Until now, the British Army has relied on American and Israeli drones, but Mantis is home-grown technology. In just four years the Mantis family of aircraft has gone from laptop components strapped to a second-hand glider bought in Wolverhampton to an operational spy plane due to enter full service in 2015.

The process has cost £124 million, and development has been spread across a team of British companies, including Rolls-Royce and QinetiQ, and British universities, such as Loughborough. At least two Mantis planes are being tested in the air right now over combat zones, although BAE is not allowed to say where. Other drone companies such as Boeing, Northrop Grumman and Lockheed Martin are making their own autonomous versions - but none can match demand.

Although drones are widely used, air forces tend to be nervous about letting them fly under their own steam - so highly trained pilots are still used, with a full back-up staff to ensure that nothing goes wrong.

‘The human role isn’t disappearing, but it is changing,’ says PW Singer, a former Pentagon weapons adviser and author of Wired For War: The Robotics Revolution And Conflict In The Twenty First Century, ‘Humans are no longer making decisions in the here and now; rather, they are simply supervising.’

In the U.S., more drone pilots are now being trained than actual pilots - and the degree of autonomy exhibited by the aircraft has increased to the point that new controllers don’t even need to know how to fly. Many are videogamers, more than ready for the dehumanised, computer-assisted world of drones.

‘People have an inherent fear of autonomous aircrafts, but as we face technical and battlefield problems, the solution is more and more autonomy,’ says Singer.

‘One of the problems right now is that unmanned systems such as Predator are gathering enormous amounts of data. We’re about to add “Gorgon Stare” to Predators - an array of 12 video feeds. We can’t keep up, but give the sensors more autonomy and they will decide what they send. A lot of the scientists told me that robotics is a revolutionary technology on a par with gunpowder and the atomic bomb. It’s another genie you couldn’t put back in the bottle.’

The BAE Mantis isn’t the only unmanned aircraft that can operate independently. Global Hawk RQ-4, made by Northrop Grumman, is a huge, high-altitude craft that has been flying over Afghanistan for a decade, and has no need for pilots, either in the air or on the ground. It was the first unmanned vehicle capable of flying itself, and has completed more than 30,000 combat hours overseas. Its makers seem offended by the use of the word ‘drone’ and refer to it as a ‘robotic aircraft’.
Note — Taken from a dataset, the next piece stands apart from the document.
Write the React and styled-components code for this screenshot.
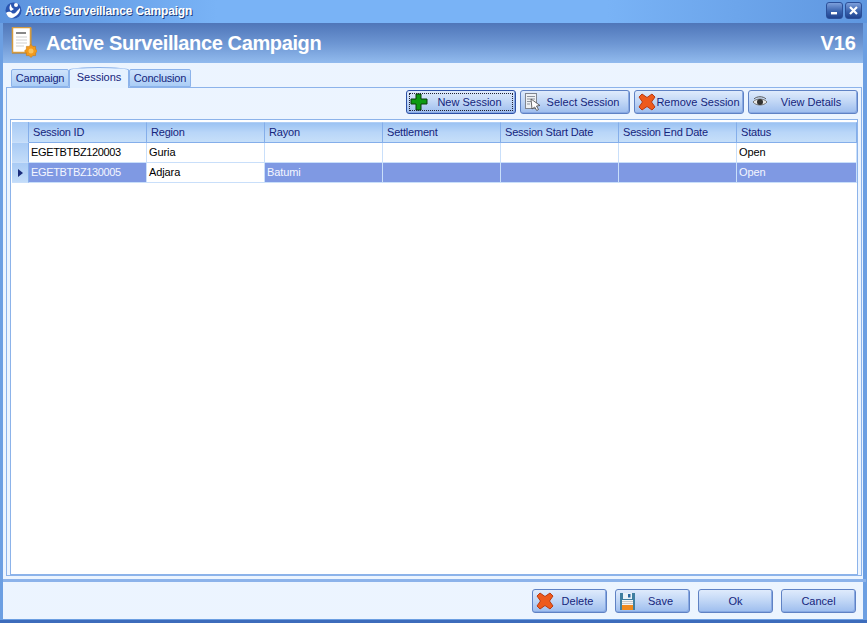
import React from "react";
import styled, { createGlobalStyle } from "styled-components";

const Global = createGlobalStyle`
  html, body { margin: 0; padding: 0; background: #fff; }
  #root { width: 867px; height: 623px; overflow: hidden; }
  * { box-sizing: border-box; }
`;

const dots = `
  background-color: #e3f0fe;
  background-image: radial-gradient(circle at 1px 1px, #edf5ff 0.7px, transparent 0.8px);
  background-size: 2px 2px;
`;

const Window = styled.div`
  width: 867px;
  height: 623px;
  display: flex;
  flex-direction: column;
  font-family: "Liberation Sans", Arial, sans-serif;
  font-size: 11px;
  background: #6c9fe2;
  border-bottom: 3px solid #3d6cbb;
  padding: 0 4px 1px 3px;
`;

const TitleBar = styled.div`
  height: 23px;
  margin: 0 -4px 0 -3px;
  padding: 0 5px 2px 5px;
  display: flex;
  align-items: center;
  gap: 3px;
  color: #fff;
  font-size: 12px;
  letter-spacing: -0.15px;
  font-weight: bold;
  background: linear-gradient(90deg, #5b92dd 0%, #79b3f6 25%, #79b3f6 70%, #5f97e0 100%);
  text-shadow: 1px 1px 0 #20407f;
`;

const TitleText = styled.span`
  flex: 1;
`;

const WinButtons = styled.div`
  display: flex;
  gap: 2px;
`;

const WinButton = styled.div`
  width: 17px;
  height: 17px;
  border-radius: 3px;
  background: linear-gradient(180deg, #7d9fdb 0%, #3a63ae 55%, #1f4390 100%);
  border: 1px solid #2c5099;
  display: flex;
  align-items: center;
  justify-content: center;
`;

const Header = styled.div`
  height: 40px;
  display: flex;
  align-items: center;
  justify-content: space-between;
  padding: 0 7px 0 8px;
  background: linear-gradient(180deg, #4f76b9 0%, #6c95d2 50%, #92bbee 100%);
  color: #fff;
  font-weight: bold;
`;

const HeaderLeft = styled.div`
  display: flex;
  align-items: center;
  gap: 9px;
`;

const HeaderTitle = styled.span`
  font-size: 20px;
  letter-spacing: -0.37px;
`;

const Version = styled.span`
  font-size: 20px;
`;

const Content = styled.div`
  flex: 1;
  display: flex;
  flex-direction: column;
  ${dots}
  padding: 3px 0 0 3px;
  min-height: 0;
`;

const TabStrip = styled.div`
  height: 21px;
  display: flex;
  align-items: flex-end;
  padding-left: 5px;
  position: relative;
  z-index: 1;
`;

const Tab = styled.div`
  height: ${(p) => (p.$active ? "21px" : "18px")};
  width: ${(p) => p.$w}px;
  margin-bottom: ${(p) => (p.$active ? "-1px" : "0")};
  display: flex;
  align-items: ${(p) => (p.$active ? "flex-start" : "center")};
  justify-content: center;
  padding-top: ${(p) => (p.$active ? "3px" : "0")};
  color: #15257c;
  letter-spacing: ${(p) => (p.$active ? "0" : "-0.2px")};
  border: 1px solid #8cb3ea;
  border-bottom: ${(p) => (p.$active ? "none" : "1px solid #8cb3ea")};
  border-radius: ${(p) => (p.$active ? "50% 50% 0 0 / 3px 3px 0 0" : "2px 2px 0 0")};
  background: ${(p) => (p.$active ? "#e6f2ff" : "linear-gradient(180deg,#cfe3fb 0%,#aacdf6 100%)")};
`;

const Panel = styled.div`
  height: 489px;
  border: 1px solid #8cb3ea;
  margin-right: 1px;
  padding: 2px 3px 0 3px;
  display: flex;
  flex-direction: column;
`;

const Toolbar = styled.div`
  height: 24px;
  display: flex;
  justify-content: flex-end;
  gap: 4px;
`;

const Button = styled.div`
  width: ${(p) => p.$w}px;
  height: 24px;
  position: relative;
  display: flex;
  align-items: center;
  justify-content: center;
  color: #15257c;
  padding-left: ${(p) => p.$pad || 0}px;
  padding-bottom: 1px;
  border: 1px solid ${(p) => (p.$focus ? "#2b50a6" : "#5f82c4")};
  border-radius: 3px;
  background: linear-gradient(180deg, #dfebfc 0%, #c3d8f6 45%, #9dbdee 100%);
  box-shadow: inset -1px -1px 0 #88a9e3;
`;

const FocusRing = styled.span`
  position: absolute;
  inset: 2px;
  border: 1px dotted #223;
`;

const IconSlot = styled.span`
  position: absolute;
  left: 3px;
  top: 2px;
  width: 18px;
  height: 18px;
  display: flex;
`;

const Grid = styled.div`
  margin-top: 5px;
  flex: 1;
  background: #fff;
  border: 1px solid #8cb3ea;
  padding: 2px 1px 0 1px;
`;

const Row = styled.div`
  display: grid;
  grid-template-columns: 17px repeat(6, 118px) 120px;
  height: ${(p) => p.$h}px;
`;

const HeadCell = styled.div`
  display: flex;
  align-items: center;
  padding: 0 0 2px 4px;
  letter-spacing: -0.2px;
  color: #15257c;
  background: linear-gradient(180deg, #9cc3f3 0%, #b9d6f8 50%, #c6dff9 100%);
  border-right: 1px solid #84aeea;
  border-bottom: 1px solid #84aeea;
  border-top: 1px solid #b0cef5;
`;

const Indicator = styled.div`
  display: flex;
  align-items: center;
  justify-content: center;
  background: linear-gradient(180deg, #a9cbf5 0%, #c3dcf9 100%);
  border-right: 1px solid #84aeea;
  border-bottom: 1px solid #c9dffa;
`;

const Cell = styled.div`
  display: flex;
  align-items: center;
  padding: 0 0 2px 2px;
  white-space: nowrap;
  letter-spacing: -0.1px;
  color: ${(p) => (p.$sel ? "#f4f6ff" : "#000")};
  background: ${(p) => (p.$sel ? "#7f99e3" : "#fff")};
  border-right: 1px solid #c9dffa;
  border-bottom: 1px solid #c9dffa;
`;

const CodeText = styled.span`
  letter-spacing: -0.35px;
`;

const Footer = styled.div`
  flex: 1;
  display: flex;
  justify-content: flex-end;
  align-items: flex-start;
  gap: 8px;
  margin: 3px -3px 0 -3px;
  border-top: 3px solid #8cb3ea;
  padding: 7px 10px 0 0;
`;

const Close = () => (
  <svg width="9" height="9" viewBox="0 0 9 9"><path d="M1 1l7 7M8 1L1 8" stroke="#fff" strokeWidth="2.2" /></svg>
);
const Min = () => (
  <svg width="9" height="9" viewBox="0 0 9 9"><rect x="1" y="6" width="6" height="2.4" fill="#fff" /></svg>
);
const Logo = () => (
  <svg width="17" height="17" viewBox="0 0 17 17">
    <circle cx="8.500" cy="8.500" r="8" fill="#2a55b0" />
    <circle cx="11" cy="3" r="2" fill="#fff" />
    <path d="M1 11c3-2 5-1 6 0s3 1 5-2l3-3c1 4-4 9-8 10-3 0-5-2-6-5zM6 2c0 3 1 4 3 5l-3 2C4 8 4 4 6 2z" fill="#fff" />
  </svg>
);
const sealTeeth = Array.from({ length: 16 }, (_, i) => {
  const a = (i * Math.PI) / 8;
  const r = i % 2 ? 5 : 6.5;
  return `${(20 + r * Math.cos(a)).toFixed(1)},${(24 + r * Math.sin(a)).toFixed(1)}`;
}).join(" ");
const DocIcon = () => (
  <svg width="26" height="32" viewBox="0 0 26 32">
    <rect x="1" y="1" width="20" height="26" fill="#8d8d8d" />
    <rect x="1.500" y="0.500" width="18" height="25" fill="#fff" stroke="#d59b3e" strokeWidth="1.5" />
    <rect x="5" y="5" width="10" height="2" fill="#888" />
    <path d="M5 10h11M5 13h11M5 16h11M5 19h8" stroke="#cfcfcf" strokeWidth="1" />
    <polygon points={sealTeeth} fill="#f39a1c" stroke="#c7780f" strokeWidth="0.6" />
    <circle cx="20" cy="24" r="2.500" fill="#fbc35c" />
  </svg>
);
const Plus = () => (
  <svg width="18" height="18" viewBox="0 0 18 18">
    <path d="M6 1h5v5h6v5h-6v6H6v-6H1V6h5z" fill="#0d9b13" stroke="#0a3d0a" strokeWidth="1" />
  </svg>
);
const Cross = () => (
  <svg width="18" height="18" viewBox="0 0 18 18">
    <path d="M4 1l5 3.500L14 1l3 3-3.500 5 3.500 5-3 3-5-3.500L4 17l-3-3 3.500-5L1 4z" fill="#ee5a1c" stroke="#b93a12" strokeWidth="1" strokeLinejoin="round" />
  </svg>
);
const Select = () => (
  <svg width="18" height="18" viewBox="0 0 18 18">
    <rect x="1.500" y="0.500" width="11" height="15" fill="#eef1f4" stroke="#7f858f" />
    <path d="M3 3.500h8M3 6h8M3 8.500h4M3 11h3" stroke="#8f959e" />
    <path d="M7 6l9 6.500-3.500.5 2 3.500-1.800 1-2-3.500L8 16z" fill="#fff" stroke="#444" strokeWidth="0.8" />
  </svg>
);
const Eye = () => (
  <svg width="18" height="18" viewBox="0 0 18 18">
    <path d="M1 9c3-4 11-4 14 0-3 4-11 4-14 0z" fill="#e8e8e8" stroke="#777" />
    <circle cx="8" cy="9" r="3" fill="#333" />
    <path d="M2 6c3-3 9-3 12 0" stroke="#555" fill="none" />
  </svg>
);
const Floppy = () => (
  <svg width="18" height="20" viewBox="0 0 18 20">
    <rect x="1" y="1" width="15" height="17" fill="#3f7fa0" />
    <rect x="4" y="1" width="9" height="6" fill="#eaf3f8" />
    <rect x="9" y="2" width="2.500" height="3.500" fill="#2d6a9f" />
    <rect x="3" y="8" width="11" height="5" fill="#f4f4f4" />
    <path d="M3 9.500h11M3 11.500h11" stroke="#c8c8c8" />
    <rect x="3" y="13" width="11" height="5" fill="#f08a1e" />
  </svg>
);
const Arrow = () => (
  <svg width="5" height="8" viewBox="0 0 5 8"><path d="M0 0l5 4-5 4z" fill="#1a2d7c" /></svg>
);

const columns = ["Session ID", "Region", "Rayon", "Settlement", "Session Start Date", "Session End Date", "Status"];

export default function App() {
  return (
    <Window>
      <Global />
      <TitleBar>
        <Logo />
        <TitleText>Active Surveillance Campaign</TitleText>
        <WinButtons>
          <WinButton><Min /></WinButton>
          <WinButton><Close /></WinButton>
        </WinButtons>
      </TitleBar>
      <Header>
        <HeaderLeft>
          <DocIcon />
          <HeaderTitle>Active Surveillance Campaign</HeaderTitle>
        </HeaderLeft>
        <Version>V16</Version>
      </Header>
      <Content>
        <TabStrip>
          <Tab $w={58}>Campaign</Tab>
          <Tab $active $w={60}>Sessions</Tab>
          <Tab $w={62}>Conclusion</Tab>
        </TabStrip>
        <Panel>
          <Toolbar>
            <Button $w={110} $focus $pad={17}>
              <IconSlot><Plus /></IconSlot>
              <FocusRing />
              New Session
            </Button>
            <Button $w={110} $pad={16}>
              <IconSlot><Select /></IconSlot>
              Select Session
            </Button>
            <Button $w={110} $pad={18}>
              <IconSlot><Cross /></IconSlot>
              Remove Session
            </Button>
            <Button $w={110} $pad={16}>
              <IconSlot><Eye /></IconSlot>
              View Details
            </Button>
          </Toolbar>
          <Grid>
            <Row $h={21}>
              <Indicator />
              {columns.map((c) => <HeadCell key={c}>{c}</HeadCell>)}
            </Row>
            <Row $h={20}>
              <Indicator />
              <Cell><CodeText>EGETBTBZ120003</CodeText></Cell>
              <Cell>Guria</Cell>
              <Cell />
              <Cell />
              <Cell />
              <Cell />
              <Cell>Open</Cell>
            </Row>
            <Row $h={20}>
              <Indicator><Arrow /></Indicator>
              <Cell $sel><CodeText>EGETBTBZ130005</CodeText></Cell>
              <Cell>Adjara</Cell>
              <Cell $sel>Batumi</Cell>
              <Cell $sel />
              <Cell $sel />
              <Cell $sel />
              <Cell $sel>Open</Cell>
            </Row>
          </Grid>
        </Panel>
        <Footer>
          <Button $w={75} $pad={16}>
            <IconSlot><Cross /></IconSlot>
            Delete
          </Button>
          <Button $w={75} $pad={16}>
            <IconSlot><Floppy /></IconSlot>
            Save
          </Button>
          <Button $w={75}>Ok</Button>
          <Button $w={75}>Cancel</Button>
        </Footer>
      </Content>
    </Window>
  );
}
Autonomy is far more ubiquitous than people think, but it brings with it problems and dangers. The AEGIS shipboard computer used on board American destroyers controls their anti-missile systems. It works so quickly that operators simply tell it whether to shoot fighters or bombers first when the ship comes under attack - the ship then acquires targets and shoots on its own. It was an AEGIS system that had been left in attack mode that shot down an Iranian airliner in 1988. The system had mistakenly identified it as an enemy fighter.

But while mistakes of that magnitude are rare, a report, The Year Of The Drone, by the New America Foundation, an American non-profit think tank, has analysed drone strikes against militants in Pakistan and has found that the level of civilian casualties was such that it undermined any claims of drones being ‘precision’ weapons. The use of weaponised drones might have reduced the number of captured pilots - but their capacity to strike precisely is questionable.

‘Our research shows that some two-thirds of those killed in the strikes since 2004 have been described as militants, implying a civilian casualty rate of about one-third,’ says the foundation’s Katherine Tiedemann.

Philip Alston, the UN’s Special Rapporteur for Extrajudicial Executions, alleges that the use of drones over states such as Pakistan, with which the US has not declared war, ‘might violate international humanitarian law and international human rights law’.

President Obama’s State Department legal adviser Harold Koh replied to Alston’s allegations saying, ‘Our procedures and practices for identifying lawful targets are extremely robust, and advanced technologies have helped to make our targeting even more precise.’

Earlier this month, a drone strike on Boya village, in Pakistan’s North Waziristan, killed between three and five Al-Qaeda militants, according to reports, but also up to 13 civilians. Human Rights Watch is trying to open debate on the use of the weapons in Afghanistan and Pakistan. The statistics in The Year Of The Drone allege that more than 400 civilians have been killed by drones in Pakistan in just one year - and its authors allege that the U.S. government is not open about the casualties.

‘The closest a government official has come to publicly recognising the civilian casualties is an anonymous quote suggesting that only 20 civilians have been killed in drone strikes in Pakistan in the last two years,’ says Tiedemann. But still the drive among the West’s armies is to allow not more control over UAVs, but less.

Boeing, like BAE, is already developing unmanned aircraft that will go well beyond its current roles of surveillance and attacking ground troops. Boeing and BAE’s unmanned planes look and operate like stealth bombers - a role in which communication with the outside world is likely to give away a plane’s decision.

At BAE the black, triangular shape of Tanaris looks instantly familiar - it’s almost identical to the American B-2 stealth bomber. It’s a UAV designed for a different kind of warfare - not against tribesmen armed with AK-47s but against modern nations equipped with radar, satellites and electronic counter-measures. To maintain full stealth cover, it is capable of severing communications with its handlers and travelling without radio contact for up to 36 hours.

‘The American military research organisation Darpa has put out a contract called Vulture looking for a solar-powered UAV that can remain airborne for five years. On the more micro scale, UAVs will have a role flying in and out of buildings. They’ll also continue to become more autonomous. “Drone” makes it sound quite friendly and politically digestible. These aren’t drones. They’re hunter-killers. Other systems in development might work as “swarms”, communicating with one another to carry out the mission.

‘That’s the worry - they make the decisions. What are these decisions? If it’s against the enemy, it’s fine - but what happens if it decides that I’m the enemy?’